Regulators are forcing sales of more than 1.5 trillion euros of assets, offering the chance to “cherry pick” the best investments, Black, 60, said yesterday at a Texas Teacher Retirement System board meeting in Lubbock.
The $104.3 billion fund agreed in November to invest $3 billion each with Apollo Global Management LLC, where Black is chairman, and KKR & Co. Roberts, a KKR co-chairman, joined Black in outlining their views on global markets, investments and the pension’s goal of achieving an 8 percent return.
“You are really in a good position to do that,” said Roberts, a 68-year-old Houston native who started KKR with Jerome Kohlberg and Henry Kravis in 1976. He cited energy investments that provide returns of as much as 5 percentage points more than high-yield bonds, with less risk. The fund is working with the firms on investing in Europe, real estate and energy, said Steve LeBlanc, a senior managing director.

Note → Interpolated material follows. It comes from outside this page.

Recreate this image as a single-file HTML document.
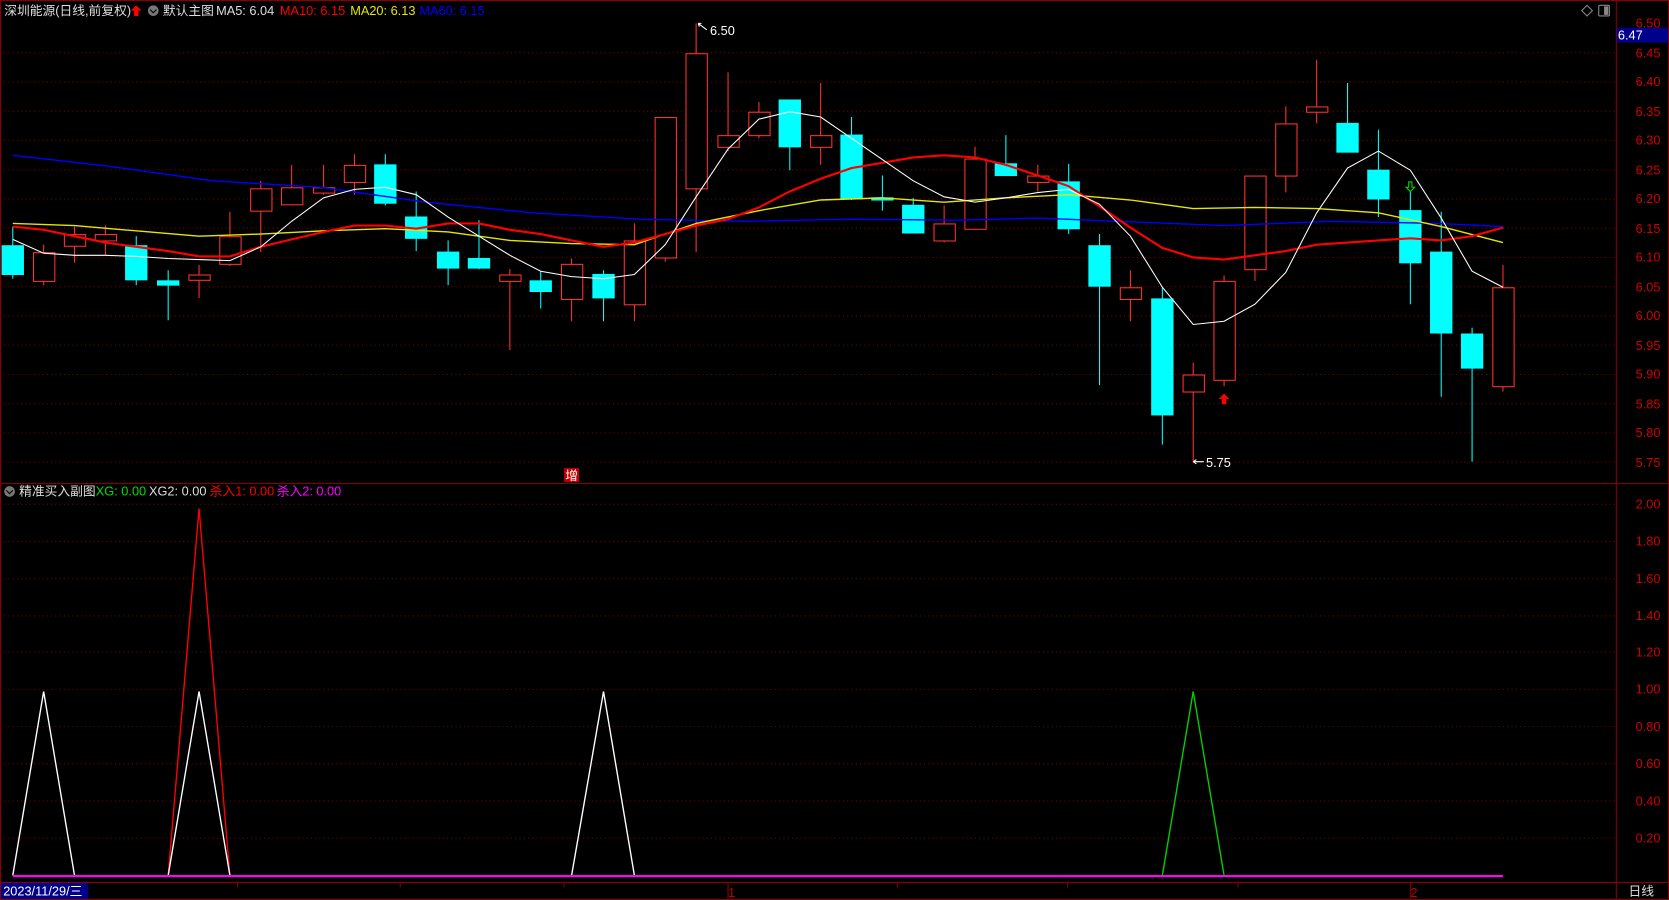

Roberts’s bullish view contrasts with the actuary adviser to the $234 billion California Public Employees’ Retirement System, the largest U.S. public pension, who has suggested reducing its assumed rate of return on assets from the current 7.75 percent. The benchmark is used to estimate how much money will be needed from contributors to cover promised benefits.
2.6 Percent Return
The Texas fund had a five-year return of about 2.6 percent through September, according to estimates from Hewitt EnnisKnup Inc. included in board documents.
Large funds have more leverage to bargain with outside managers for lower fees and more investment options. Public pensions provided 25 percent of assets managed by private equity firms from 2009 to 2011, according to Preqin Ltd., a London- based researcher.

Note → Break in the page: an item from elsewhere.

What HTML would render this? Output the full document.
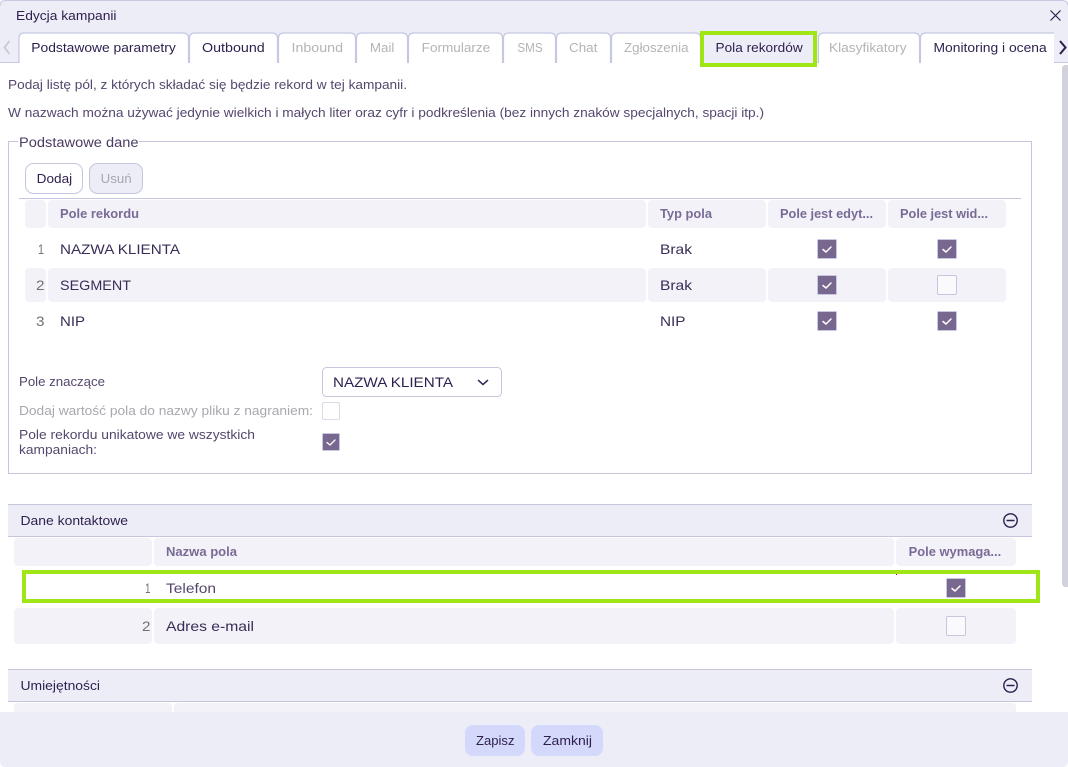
<!DOCTYPE html>
<html lang="pl">
<head>
<meta charset="utf-8">
<title>Edycja kampanii</title>
<style>
html,body{margin:0;padding:0;background:#fff;width:1068px;height:767px;overflow:hidden}
svg{display:block}
text{font-family:"Liberation Sans",Arial,sans-serif;font-size:13px;fill:#2d1f4e;white-space:pre}
.t{font-size:13px}
.d{fill:#b4b4b8}
.p{fill:#56476d}
.h{fill:#7a6b96;font-weight:bold;font-size:12.5px}
.r{font-size:14px;fill:#3a2c57}
.n{font-size:14px;fill:#707078}
.l{fill:#56476d;font-size:12.5px}
.cell{fill:#f2f2f8}
.cb{fill:#78688f;stroke:#c5c6e0;stroke-width:1}
.cu{fill:#fafafd;stroke:#c5c6e0;stroke-width:1}
.ck{fill:none;stroke:#fff;stroke-width:1.5;stroke-linecap:round;stroke-linejoin:round}
.tab{fill:#fff;stroke:#c5c8e2;stroke-width:1.2}
.ln{stroke:#c5c6dc;stroke-width:1}
</style>
</head>
<body>
<svg xmlns="http://www.w3.org/2000/svg" width="1068" height="767" viewBox="0 0 1068 767">
<rect width="1068" height="767" fill="#fff"/>
<!-- title bar -->
<path d="M0 62V6Q0 0 6 0H1062Q1068 0 1068 6V62Z" fill="#ecedf6"/>
<path d="M0 6Q0 .5 6 .5H1062Q1068 .5 1068 6" fill="none" stroke="#c5c8e2"/>
<text x="16" y="20" textLength="100.500" lengthAdjust="spacingAndGlyphs" class="t">Edycja kampanii</text>
<path d="M1050.500 10.500l10 10M1060.500 10.500l-10 10" stroke="#2d1f4e" stroke-width="1.200" fill="none"/>
<!-- tabs -->
<rect x="0" y="62" width="1068" height="1" fill="#c5c8e2"/>
<path d="M9.500 41l-5 6.500 5 6.500" fill="none" stroke="#c9c9d2" stroke-width="1.800"/>
<path class="tab" d="M19 63V38Q19 33 24 33H183Q188.500 33 188.500 38V63"/>
<path class="tab" d="M189.500 63V38Q189.500 33 195 33H272Q277.500 33 277.500 38V63"/>
<path class="tab" d="M278.500 63V38Q278.500 33 284 33H350Q355.500 33 355.500 38V63"/>
<path class="tab" d="M356.500 63V38Q356.500 33 362 33H402Q407.500 33 407.500 38V63"/>
<path class="tab" d="M408.500 63V38Q408.500 33 414 33H497Q502.500 33 502.500 38V63"/>
<path class="tab" d="M503.500 63V38Q503.500 33 509 33H550Q555.500 33 555.500 38V63"/>
<path class="tab" d="M556.500 63V38Q556.500 33 562 33H605Q610.500 33 610.500 38V63"/>
<path class="tab" d="M611.500 63V38Q611.500 33 617 33H695Q700.500 33 700.500 38V63"/>
<path class="tab" d="M818.500 63V38Q818.500 33 824 33H914Q919.500 33 919.500 38V63"/>
<path d="M920.500 63V38Q920.500 33 926 33H1054V63Z" fill="#fff"/>
<path d="M920.500 63V38Q920.500 33 926 33H1054" fill="none" stroke="#c5c8e2" stroke-width="1.200"/>
<rect x="702" y="33" width="113" height="32" fill="#ecedf6" stroke="#a0e515" stroke-width="4"/>
<rect x="0" y="63" width="1068" height="649" fill="#fff"/>
<rect x="700" y="63" width="117" height="4" fill="#a0e515"/>
<rect x="704" y="62" width="109" height="1" fill="#ecedf6"/>
<text x="31.300" y="52" textLength="144.500" lengthAdjust="spacingAndGlyphs" class="t">Podstawowe parametry</text>
<text x="202" y="52" textLength="62.700" lengthAdjust="spacingAndGlyphs" class="t">Outbound</text>
<text x="291.500" y="52" textLength="51.500" lengthAdjust="spacingAndGlyphs" class="d">Inbound</text>
<text x="369.900" y="52" textLength="24.500" lengthAdjust="spacingAndGlyphs" class="d">Mail</text>
<text x="421.700" y="52" textLength="68.500" lengthAdjust="spacingAndGlyphs" class="d">Formularze</text>
<text x="517.400" y="52" textLength="25.200" lengthAdjust="spacingAndGlyphs" class="d">SMS</text>
<text x="569" y="52" textLength="28.400" lengthAdjust="spacingAndGlyphs" class="d">Chat</text>
<text x="624" y="52" textLength="64.500" lengthAdjust="spacingAndGlyphs" class="d">Zgłoszenia</text>
<text x="715.500" y="52" textLength="87.200" lengthAdjust="spacingAndGlyphs" class="t">Pola rekordów</text>
<text x="829" y="52" textLength="77.600" lengthAdjust="spacingAndGlyphs" class="d">Klasyfikatory</text>
<text x="933.500" y="52" textLength="113.200" lengthAdjust="spacingAndGlyphs" class="t">Monitoring i ocena</text>
<path d="M1060 41l5.500 6.500-5.500 6.500" fill="none" stroke="#2d1f4e" stroke-width="2"/>
<!-- scrollbar -->
<path d="M1068 65H1066Q1062 65 1062 69V583Q1062 587 1066 587H1068Z" fill="#d2d2dc"/>
<!-- intro -->
<text x="8" y="89" textLength="399" lengthAdjust="spacingAndGlyphs" class="p">Podaj listę pól, z których składać się będzie rekord w tej kampanii.</text>
<text x="8" y="117" textLength="756" lengthAdjust="spacingAndGlyphs" class="p">W nazwach można używać jedynie wielkich i małych liter oraz cyfr i podkreślenia (bez innych znaków specjalnych, spacji itp.)</text>
<!-- fieldset -->
<path d="M18 141.500H8.500V473.500H1031.500V141.500H139" fill="none" stroke="#c5c6dc"/>
<text x="19" y="147" textLength="119.500" lengthAdjust="spacingAndGlyphs" style="font-size:13.500px;fill:#4a3c62">Podstawowe dane</text>
<rect x="25.500" y="163.500" width="57" height="30" rx="8" fill="#fff" stroke="#c5c6e0"/>
<text x="36.700" y="183" textLength="35.500" lengthAdjust="spacingAndGlyphs" class="t">Dodaj</text>
<rect x="89.500" y="163.500" width="53" height="30" rx="8" fill="#ecedf6" stroke="#c5c6dc"/>
<text x="100.700" y="183" textLength="31" lengthAdjust="spacingAndGlyphs" class="d" style="fill:#a7a7b0">Usuń</text>
<rect x="19" y="198" width="1002" height="1" fill="#c5c6e0"/>
<!-- table 1 -->
<rect class="cell" x="25" y="200" width="21" height="28" rx="4"/>
<rect class="cell" x="48" y="200" width="598" height="28" rx="4"/>
<rect class="cell" x="648" y="200" width="118" height="28" rx="4"/>
<rect class="cell" x="768" y="200" width="118" height="28" rx="4"/>
<rect class="cell" x="888" y="200" width="118" height="28" rx="4"/>
<text x="60" y="218" textLength="79" lengthAdjust="spacingAndGlyphs" class="h">Pole rekordu</text>
<text x="660" y="218" textLength="52" lengthAdjust="spacingAndGlyphs" class="h">Typ pola</text>
<text x="780" y="218" textLength="93" lengthAdjust="spacingAndGlyphs" class="h">Pole jest edyt...</text>
<text x="900" y="218" textLength="88" lengthAdjust="spacingAndGlyphs" class="h">Pole jest wid...</text>
<rect class="cell" x="25" y="268" width="21" height="34" rx="4"/>
<rect class="cell" x="48" y="268" width="598" height="34" rx="4"/>
<rect class="cell" x="648" y="268" width="118" height="34" rx="4"/>
<rect class="cell" x="768" y="268" width="118" height="34" rx="4"/>
<rect class="cell" x="888" y="268" width="118" height="34" rx="4"/>
<text x="38" y="254" textLength="6" lengthAdjust="spacingAndGlyphs" class="n">1</text>
<text x="36" y="290" textLength="8.500" lengthAdjust="spacingAndGlyphs" class="n">2</text>
<text x="36" y="326" textLength="8.500" lengthAdjust="spacingAndGlyphs" class="n">3</text>
<text x="60" y="254" textLength="120" lengthAdjust="spacingAndGlyphs" class="r">NAZWA KLIENTA</text>
<text x="60" y="290" textLength="71" lengthAdjust="spacingAndGlyphs" class="r">SEGMENT</text>
<text x="60" y="326" textLength="25" lengthAdjust="spacingAndGlyphs" class="r">NIP</text>
<text x="660" y="254" textLength="32" lengthAdjust="spacingAndGlyphs" class="r">Brak</text>
<text x="660" y="290" textLength="32" lengthAdjust="spacingAndGlyphs" class="r">Brak</text>
<text x="660" y="326" textLength="25.500" lengthAdjust="spacingAndGlyphs" class="r">NIP</text>
<rect class="cb" x="817.500" y="239.500" width="19" height="19" rx="1"/><path class="ck" d="M823 249.500l3 2.500 5-5"/>
<rect class="cb" x="937.500" y="239.500" width="19" height="19" rx="1"/><path class="ck" d="M943 249.500l3 2.500 5-5"/>
<rect class="cb" x="817.500" y="275.500" width="19" height="19" rx="1"/><path class="ck" d="M823 285.500l3 2.500 5-5"/>
<rect class="cu" x="937.500" y="275.500" width="19" height="19" rx="1.500"/>
<rect class="cb" x="817.500" y="311.500" width="19" height="19" rx="1"/><path class="ck" d="M823 321.500l3 2.500 5-5"/>
<rect class="cb" x="937.500" y="311.500" width="19" height="19" rx="1"/><path class="ck" d="M943 321.500l3 2.500 5-5"/>
<!-- form -->
<text x="19" y="386" textLength="86" lengthAdjust="spacingAndGlyphs" class="l">Pole znaczące</text>
<rect x="322.500" y="367.500" width="179" height="29" rx="4" fill="#fff" stroke="#c5c6e0"/>
<text x="333" y="387" textLength="120" lengthAdjust="spacingAndGlyphs" style="font-size:14px">NAZWA KLIENTA</text>
<path d="M478 380l5 4.500 5-4.500" fill="none" stroke="#2d1f4e" stroke-width="1.500"/>
<text x="19" y="415" textLength="294" lengthAdjust="spacingAndGlyphs" class="l" style="fill:#a8a8ae">Dodaj wartość pola do nazwy pliku z nagraniem:</text>
<rect x="322.500" y="402.500" width="17" height="17" rx="1.500" fill="#fff" stroke="#dcdce8"/>
<text x="19" y="439" textLength="236" lengthAdjust="spacingAndGlyphs" class="l">Pole rekordu unikatowe we wszystkich</text>
<text x="19" y="454" textLength="78" lengthAdjust="spacingAndGlyphs" class="l">kampaniach:</text>
<rect class="cb" x="322.500" y="433.500" width="17" height="17" rx="1"/><path class="ck" d="M327 442.500l3 2.500 5-5" style="stroke-width:1.300"/>
<!-- Dane kontaktowe -->
<rect x="8" y="504" width="1024" height="33" fill="#ecedf6"/>
<rect x="8" y="504" width="1024" height="1" fill="#c5c6dc"/>
<rect x="8" y="536" width="1024" height="1" fill="#c5c6dc"/>
<text x="20.500" y="525" textLength="107.500" lengthAdjust="spacingAndGlyphs" class="t">Dane kontaktowe</text>
<circle cx="1010.500" cy="520.500" r="6.700" fill="none" stroke="#2d1f4e" stroke-width="1.400"/>
<path d="M1006.500 520.500h8" stroke="#2d1f4e" stroke-width="1.500"/>
<rect class="cell" x="14" y="538" width="138" height="28" rx="4"/>
<rect class="cell" x="154" y="538" width="740" height="28" rx="4"/>
<rect class="cell" x="896" y="538" width="120" height="28" rx="4"/>
<text x="166" y="556" textLength="71" lengthAdjust="spacingAndGlyphs" class="h">Nazwa pola</text>
<text x="908.700" y="556" textLength="92.500" lengthAdjust="spacingAndGlyphs" class="h">Pole wymaga...</text>
<rect x="24" y="572" width="1014" height="29" fill="#fff" stroke="#a0e515" stroke-width="4"/>
<rect x="896" y="574" width="1" height="1" fill="#b01010"/>
<text x="145" y="593" textLength="5.500" lengthAdjust="spacingAndGlyphs" class="n">1</text>
<text x="166" y="593" textLength="50" lengthAdjust="spacingAndGlyphs" class="r" style="fill:#56476d">Telefon</text>
<rect class="cb" x="946.500" y="578.500" width="19" height="19" rx="1"/><path class="ck" d="M952 588.500l3 2.500 5-5"/>
<rect class="cell" x="14" y="608" width="138" height="36" rx="4"/>
<rect class="cell" x="154" y="608" width="740" height="36" rx="4"/>
<rect class="cell" x="896" y="608" width="120" height="36" rx="4"/>
<text x="142" y="631" textLength="8.500" lengthAdjust="spacingAndGlyphs" class="n">2</text>
<text x="166" y="631" textLength="88" lengthAdjust="spacingAndGlyphs" class="r">Adres e-mail</text>
<rect class="cu" x="946.500" y="616.500" width="19" height="19" rx="1.500"/>
<!-- Umiejetnosci -->
<rect x="8" y="669" width="1024" height="33" fill="#ecedf6"/>
<rect x="8" y="669" width="1024" height="1" fill="#c5c6dc"/>
<rect x="8" y="701" width="1024" height="1" fill="#c5c6dc"/>
<text x="20.500" y="690" textLength="79.500" lengthAdjust="spacingAndGlyphs" class="t">Umiejętności</text>
<circle cx="1010.500" cy="685.500" r="6.700" fill="none" stroke="#2d1f4e" stroke-width="1.400"/>
<path d="M1006.500 685.500h8" stroke="#2d1f4e" stroke-width="1.500"/>
<rect class="cell" x="14" y="703" width="158" height="20" rx="4"/>
<rect class="cell" x="174" y="703" width="842" height="20" rx="4"/>
<!-- footer -->
<path d="M0 712H1068V761Q1068 767 1062 767H6Q0 767 0 761Z" fill="#ecedf6"/>
<rect x="465" y="725" width="60" height="31" rx="8" fill="#d4d8fa"/>
<rect x="531" y="725" width="72" height="31" rx="8" fill="#d4d8fa"/>
<text x="476" y="745" textLength="38.500" lengthAdjust="spacingAndGlyphs" class="t">Zapisz</text>
<text x="543" y="745" textLength="49" lengthAdjust="spacingAndGlyphs" class="t">Zamknij</text>
</svg>
</body>
</html>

Blackstone Group LP, the world’s largest private equity firm, agreed to manage as much as $1.5 billion in New Jersey pension money under a fee structure that includes 1 percent of invested assets and an average of 15 percent of gains each year, Robert E. Grady, chairman of the New Jersey Investment Council, said in December. That’s lower than the industry’s traditional “2 and 20” arrangement that pays a 2 percent management fee and 20 percent of profits.
The Texas teachers’ fund has refused to disclose fee agreements with KKR and Apollo, citing state law that permits it to withhold such information from public view. Yesterday, Roberts alluded to fees in commenting on the new agreement.
‘Painfully Better Terms’
“It gives you substantially, painfully better terms than many of your competitors,” he said. Along with Blackstone, KKR and Apollo rank among the largest publicly traded private equity firms. All three are based in New York.
The pension system began broadening its commitments to hedge funds, private equity and other outside managers starting in 2006, when Britt Harris became chief investment officer. Harris oversaw changes that led to a doubling in such partnerships to 200 last year, while its asset allocation targets shifted away from stocks.
The Teacher fund’s target allocation of assets in U.S. stocks fell to 20 percent in 2011 from 47 percent in 2006. The amount invested in private equity, hedge funds, commodities and real estate rose to 36 percent from 8.7 percent in 2006, plan documents show.
The pension’s overseers spent $658.1 million on investment fees and expenses last year, or 0.542 percent of assets, up from $120.9 million, or 0.117 percent, in 2006, according to documents prepared for today’s meeting. The system said the industry median for such costs was 0.535 percent in 2011.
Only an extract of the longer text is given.